Goal — Write out the data below in full, unchanged, minus the images.

-- START Given data --

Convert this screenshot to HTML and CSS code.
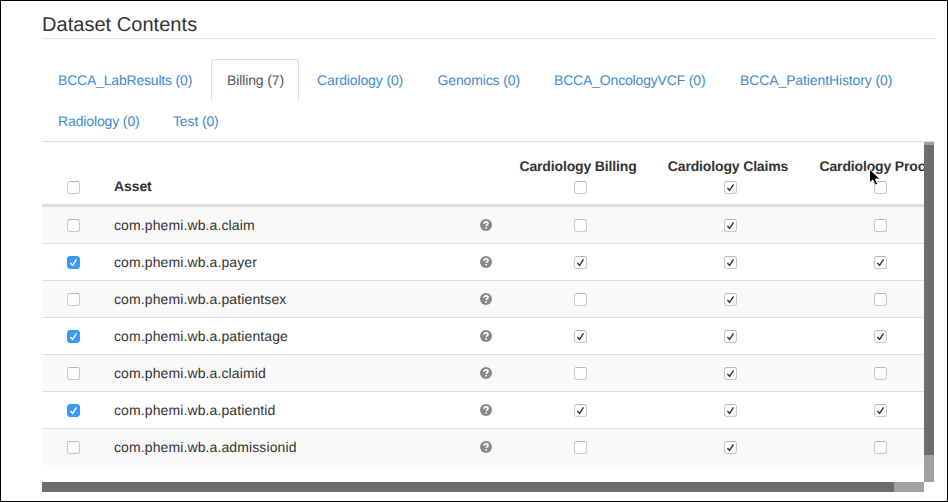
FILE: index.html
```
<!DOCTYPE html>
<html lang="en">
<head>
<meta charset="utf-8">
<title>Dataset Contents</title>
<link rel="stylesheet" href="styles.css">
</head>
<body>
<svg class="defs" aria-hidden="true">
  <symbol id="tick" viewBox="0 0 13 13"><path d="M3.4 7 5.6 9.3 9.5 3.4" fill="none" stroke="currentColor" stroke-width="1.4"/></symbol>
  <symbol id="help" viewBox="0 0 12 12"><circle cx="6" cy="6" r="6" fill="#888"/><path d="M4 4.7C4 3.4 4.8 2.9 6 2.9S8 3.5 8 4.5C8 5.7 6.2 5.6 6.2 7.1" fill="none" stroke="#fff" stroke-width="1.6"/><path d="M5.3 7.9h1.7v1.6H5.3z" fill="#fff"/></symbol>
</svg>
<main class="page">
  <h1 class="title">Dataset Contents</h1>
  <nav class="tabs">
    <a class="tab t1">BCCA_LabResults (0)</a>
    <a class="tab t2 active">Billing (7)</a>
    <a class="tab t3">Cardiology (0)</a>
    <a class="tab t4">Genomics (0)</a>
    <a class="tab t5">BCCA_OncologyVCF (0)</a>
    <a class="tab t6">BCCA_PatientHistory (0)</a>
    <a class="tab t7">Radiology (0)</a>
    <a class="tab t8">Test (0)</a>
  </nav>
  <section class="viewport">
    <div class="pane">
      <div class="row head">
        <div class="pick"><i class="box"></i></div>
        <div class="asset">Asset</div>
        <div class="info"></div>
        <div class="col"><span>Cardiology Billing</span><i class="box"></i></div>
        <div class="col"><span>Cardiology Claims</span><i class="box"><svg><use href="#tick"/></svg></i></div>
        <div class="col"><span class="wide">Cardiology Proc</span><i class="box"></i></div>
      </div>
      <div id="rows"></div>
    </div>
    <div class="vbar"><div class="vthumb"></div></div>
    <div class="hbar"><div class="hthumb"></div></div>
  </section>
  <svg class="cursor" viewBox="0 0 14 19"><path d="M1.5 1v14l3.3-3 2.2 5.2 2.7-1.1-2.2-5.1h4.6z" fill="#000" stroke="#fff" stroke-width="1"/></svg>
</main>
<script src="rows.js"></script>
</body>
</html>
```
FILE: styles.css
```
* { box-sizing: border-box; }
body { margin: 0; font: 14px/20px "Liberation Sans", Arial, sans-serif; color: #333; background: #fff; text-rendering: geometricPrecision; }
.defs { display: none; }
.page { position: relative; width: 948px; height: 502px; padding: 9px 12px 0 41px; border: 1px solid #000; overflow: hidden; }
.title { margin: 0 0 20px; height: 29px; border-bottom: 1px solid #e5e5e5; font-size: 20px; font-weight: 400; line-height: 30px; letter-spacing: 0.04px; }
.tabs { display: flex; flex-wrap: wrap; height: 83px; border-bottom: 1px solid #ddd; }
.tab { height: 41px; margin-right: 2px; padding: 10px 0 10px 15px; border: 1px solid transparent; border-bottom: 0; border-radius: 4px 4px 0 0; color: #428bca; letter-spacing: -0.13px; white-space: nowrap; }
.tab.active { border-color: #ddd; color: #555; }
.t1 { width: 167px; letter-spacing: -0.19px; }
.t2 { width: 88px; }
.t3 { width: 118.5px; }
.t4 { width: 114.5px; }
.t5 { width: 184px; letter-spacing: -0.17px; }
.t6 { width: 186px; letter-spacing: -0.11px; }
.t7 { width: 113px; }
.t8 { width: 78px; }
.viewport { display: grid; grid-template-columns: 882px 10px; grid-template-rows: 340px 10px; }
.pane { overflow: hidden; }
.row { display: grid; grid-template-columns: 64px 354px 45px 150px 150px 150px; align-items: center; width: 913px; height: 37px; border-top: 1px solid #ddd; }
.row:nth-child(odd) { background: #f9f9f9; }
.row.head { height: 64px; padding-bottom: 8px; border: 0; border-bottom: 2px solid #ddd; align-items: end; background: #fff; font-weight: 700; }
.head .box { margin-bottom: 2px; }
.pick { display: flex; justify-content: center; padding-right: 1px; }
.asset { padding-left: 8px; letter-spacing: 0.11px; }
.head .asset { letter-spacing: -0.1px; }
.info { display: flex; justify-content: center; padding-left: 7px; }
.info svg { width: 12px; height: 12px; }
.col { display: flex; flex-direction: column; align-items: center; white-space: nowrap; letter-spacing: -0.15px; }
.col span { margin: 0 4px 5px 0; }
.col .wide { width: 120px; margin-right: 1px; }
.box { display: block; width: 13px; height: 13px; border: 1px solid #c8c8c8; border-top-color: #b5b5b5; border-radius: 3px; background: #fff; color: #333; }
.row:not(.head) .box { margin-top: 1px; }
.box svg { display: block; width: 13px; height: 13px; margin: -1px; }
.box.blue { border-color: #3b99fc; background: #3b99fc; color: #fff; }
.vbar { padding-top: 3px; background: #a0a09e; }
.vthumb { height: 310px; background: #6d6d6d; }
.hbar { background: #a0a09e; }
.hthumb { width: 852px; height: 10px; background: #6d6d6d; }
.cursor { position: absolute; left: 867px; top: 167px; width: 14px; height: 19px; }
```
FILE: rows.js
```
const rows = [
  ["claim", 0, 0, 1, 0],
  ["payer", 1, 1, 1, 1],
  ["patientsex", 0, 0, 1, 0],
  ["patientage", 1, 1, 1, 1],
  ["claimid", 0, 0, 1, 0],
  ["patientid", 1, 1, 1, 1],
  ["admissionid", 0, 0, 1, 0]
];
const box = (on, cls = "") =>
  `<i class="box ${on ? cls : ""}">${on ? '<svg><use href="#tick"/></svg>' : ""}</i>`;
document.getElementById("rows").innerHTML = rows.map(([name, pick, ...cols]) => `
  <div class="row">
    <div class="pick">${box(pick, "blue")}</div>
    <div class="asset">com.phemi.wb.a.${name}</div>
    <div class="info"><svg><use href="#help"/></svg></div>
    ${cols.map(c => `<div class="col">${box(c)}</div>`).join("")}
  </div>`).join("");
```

-- END Given data --

Finished answer —
Convert this screenshot to HTML and CSS code.
FILE: index.html
```
<!DOCTYPE html>
<html lang="en">
<head>
<meta charset="utf-8">
<title>Dataset Contents</title>
<link rel="stylesheet" href="styles.css">
</head>
<body>
<svg class="defs" aria-hidden="true">
  <symbol id="tick" viewBox="0 0 13 13"><path d="M3.4 7 5.6 9.3 9.5 3.4" fill="none" stroke="currentColor" stroke-width="1.4"/></symbol>
  <symbol id="help" viewBox="0 0 12 12"><circle cx="6" cy="6" r="6" fill="#888"/><path d="M4 4.7C4 3.4 4.8 2.9 6 2.9S8 3.5 8 4.5C8 5.7 6.2 5.6 6.2 7.1" fill="none" stroke="#fff" stroke-width="1.6"/><path d="M5.3 7.9h1.7v1.6H5.3z" fill="#fff"/></symbol>
</svg>
<main class="page">
  <h1 class="title">Dataset Contents</h1>
  <nav class="tabs">
    <a class="tab t1">BCCA_LabResults (0)</a>
    <a class="tab t2 active">Billing (7)</a>
    <a class="tab t3">Cardiology (0)</a>
    <a class="tab t4">Genomics (0)</a>
    <a class="tab t5">BCCA_OncologyVCF (0)</a>
    <a class="tab t6">BCCA_PatientHistory (0)</a>
    <a class="tab t7">Radiology (0)</a>
    <a class="tab t8">Test (0)</a>
  </nav>
  <section class="viewport">
    <div class="pane">
      <div class="row head">
        <div class="pick"><i class="box"></i></div>
        <div class="asset">Asset</div>
        <div class="info"></div>
        <div class="col"><span>Cardiology Billing</span><i class="box"></i></div>
        <div class="col"><span>Cardiology Claims</span><i class="box"><svg><use href="#tick"/></svg></i></div>
        <div class="col"><span class="wide">Cardiology Proc</span><i class="box"></i></div>
      </div>
      <div id="rows"></div>
    </div>
    <div class="vbar"><div class="vthumb"></div></div>
    <div class="hbar"><div class="hthumb"></div></div>
  </section>
  <svg class="cursor" viewBox="0 0 14 19"><path d="M1.5 1v14l3.3-3 2.2 5.2 2.7-1.1-2.2-5.1h4.6z" fill="#000" stroke="#fff" stroke-width="1"/></svg>
</main>
<script src="rows.js"></script>
</body>
</html>
```
FILE: styles.css
```
* { box-sizing: border-box; }
body { margin: 0; font: 14px/20px "Liberation Sans", Arial, sans-serif; color: #333; background: #fff; text-rendering: geometricPrecision; }
.defs { display: none; }
.page { position: relative; width: 948px; height: 502px; padding: 9px 12px 0 41px; border: 1px solid #000; overflow: hidden; }
.title { margin: 0 0 20px; height: 29px; border-bottom: 1px solid #e5e5e5; font-size: 20px; font-weight: 400; line-height: 30px; letter-spacing: 0.04px; }
.tabs { display: flex; flex-wrap: wrap; height: 83px; border-bottom: 1px solid #ddd; }
.tab { height: 41px; margin-right: 2px; padding: 10px 0 10px 15px; border: 1px solid transparent; border-bottom: 0; border-radius: 4px 4px 0 0; color: #428bca; letter-spacing: -0.13px; white-space: nowrap; }
.tab.active { border-color: #ddd; color: #555; }
.t1 { width: 167px; letter-spacing: -0.19px; }
.t2 { width: 88px; }
.t3 { width: 118.5px; }
.t4 { width: 114.5px; }
.t5 { width: 184px; letter-spacing: -0.17px; }
.t6 { width: 186px; letter-spacing: -0.11px; }
.t7 { width: 113px; }
.t8 { width: 78px; }
.viewport { display: grid; grid-template-columns: 882px 10px; grid-template-rows: 340px 10px; }
.pane { overflow: hidden; }
.row { display: grid; grid-template-columns: 64px 354px 45px 150px 150px 150px; align-items: center; width: 913px; height: 37px; border-top: 1px solid #ddd; }
.row:nth-child(odd) { background: #f9f9f9; }
.row.head { height: 64px; padding-bottom: 8px; border: 0; border-bottom: 2px solid #ddd; align-items: end; background: #fff; font-weight: 700; }
.head .box { margin-bottom: 2px; }
.pick { display: flex; justify-content: center; padding-right: 1px; }
.asset { padding-left: 8px; letter-spacing: 0.11px; }
.head .asset { letter-spacing: -0.1px; }
.info { display: flex; justify-content: center; padding-left: 7px; }
.info svg { width: 12px; height: 12px; }
.col { display: flex; flex-direction: column; align-items: center; white-space: nowrap; letter-spacing: -0.15px; }
.col span { margin: 0 4px 5px 0; }
.col .wide { width: 120px; margin-right: 1px; }
.box { display: block; width: 13px; height: 13px; border: 1px solid #c8c8c8; border-top-color: #b5b5b5; border-radius: 3px; background: #fff; color: #333; }
.row:not(.head) .box { margin-top: 1px; }
.box svg { display: block; width: 13px; height: 13px; margin: -1px; }
.box.blue { border-color: #3b99fc; background: #3b99fc; color: #fff; }
.vbar { padding-top: 3px; background: #a0a09e; }
.vthumb { height: 310px; background: #6d6d6d; }
.hbar { background: #a0a09e; }
.hthumb { width: 852px; height: 10px; background: #6d6d6d; }
.cursor { position: absolute; left: 867px; top: 167px; width: 14px; height: 19px; }
```
FILE: rows.js
```
const rows = [
  ["claim", 0, 0, 1, 0],
  ["payer", 1, 1, 1, 1],
  ["patientsex", 0, 0, 1, 0],
  ["patientage", 1, 1, 1, 1],
  ["claimid", 0, 0, 1, 0],
  ["patientid", 1, 1, 1, 1],
  ["admissionid", 0, 0, 1, 0]
];
const box = (on, cls = "") =>
  `<i class="box ${on ? cls : ""}">${on ? '<svg><use href="#tick"/></svg>' : ""}</i>`;
document.getElementById("rows").innerHTML = rows.map(([name, pick, ...cols]) => `
  <div class="row">
    <div class="pick">${box(pick, "blue")}</div>
    <div class="asset">com.phemi.wb.a.${name}</div>
    <div class="info"><svg><use href="#help"/></svg></div>
    ${cols.map(c => `<div class="col">${box(c)}</div>`).join("")}
  </div>`).join("");
```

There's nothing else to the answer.